- Information provided -

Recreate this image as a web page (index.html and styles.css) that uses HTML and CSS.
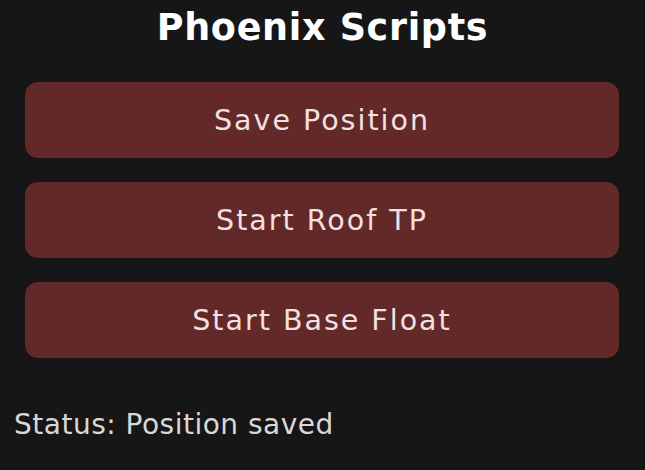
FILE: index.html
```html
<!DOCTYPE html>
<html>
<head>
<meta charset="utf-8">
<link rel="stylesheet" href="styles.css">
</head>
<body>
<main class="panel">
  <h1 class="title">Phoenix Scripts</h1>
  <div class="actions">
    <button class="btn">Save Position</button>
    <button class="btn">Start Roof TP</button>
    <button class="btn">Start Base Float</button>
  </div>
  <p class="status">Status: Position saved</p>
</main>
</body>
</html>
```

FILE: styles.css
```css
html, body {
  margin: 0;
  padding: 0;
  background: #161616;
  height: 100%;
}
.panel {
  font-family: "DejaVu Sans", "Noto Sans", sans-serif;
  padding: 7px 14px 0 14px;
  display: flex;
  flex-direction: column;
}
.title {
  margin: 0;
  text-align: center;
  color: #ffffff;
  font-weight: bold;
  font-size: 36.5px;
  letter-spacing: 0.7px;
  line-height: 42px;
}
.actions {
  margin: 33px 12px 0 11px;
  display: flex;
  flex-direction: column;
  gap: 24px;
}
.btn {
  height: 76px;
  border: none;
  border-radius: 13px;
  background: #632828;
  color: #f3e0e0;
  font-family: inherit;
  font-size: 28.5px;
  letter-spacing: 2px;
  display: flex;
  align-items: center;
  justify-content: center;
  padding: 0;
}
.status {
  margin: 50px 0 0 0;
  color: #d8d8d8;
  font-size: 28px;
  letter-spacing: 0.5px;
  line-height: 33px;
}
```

- Exercise task -
Reproduce the full listing faithfully, but do not carry over any pictures.

- Problem solution -
Recreate this image as a web page (index.html and styles.css) that uses HTML and CSS.
FILE: index.html
```html
<!DOCTYPE html>
<html>
<head>
<meta charset="utf-8">
<link rel="stylesheet" href="styles.css">
</head>
<body>
<main class="panel">
  <h1 class="title">Phoenix Scripts</h1>
  <div class="actions">
    <button class="btn">Save Position</button>
    <button class="btn">Start Roof TP</button>
    <button class="btn">Start Base Float</button>
  </div>
  <p class="status">Status: Position saved</p>
</main>
</body>
</html>
```

FILE: styles.css
```css
html, body {
  margin: 0;
  padding: 0;
  background: #161616;
  height: 100%;
}
.panel {
  font-family: "DejaVu Sans", "Noto Sans", sans-serif;
  padding: 7px 14px 0 14px;
  display: flex;
  flex-direction: column;
}
.title {
  margin: 0;
  text-align: center;
  color: #ffffff;
  font-weight: bold;
  font-size: 36.5px;
  letter-spacing: 0.7px;
  line-height: 42px;
}
.actions {
  margin: 33px 12px 0 11px;
  display: flex;
  flex-direction: column;
  gap: 24px;
}
.btn {
  height: 76px;
  border: none;
  border-radius: 13px;
  background: #632828;
  color: #f3e0e0;
  font-family: inherit;
  font-size: 28.5px;
  letter-spacing: 2px;
  display: flex;
  align-items: center;
  justify-content: center;
  padding: 0;
}
.status {
  margin: 50px 0 0 0;
  color: #d8d8d8;
  font-size: 28px;
  letter-spacing: 0.5px;
  line-height: 33px;
}
```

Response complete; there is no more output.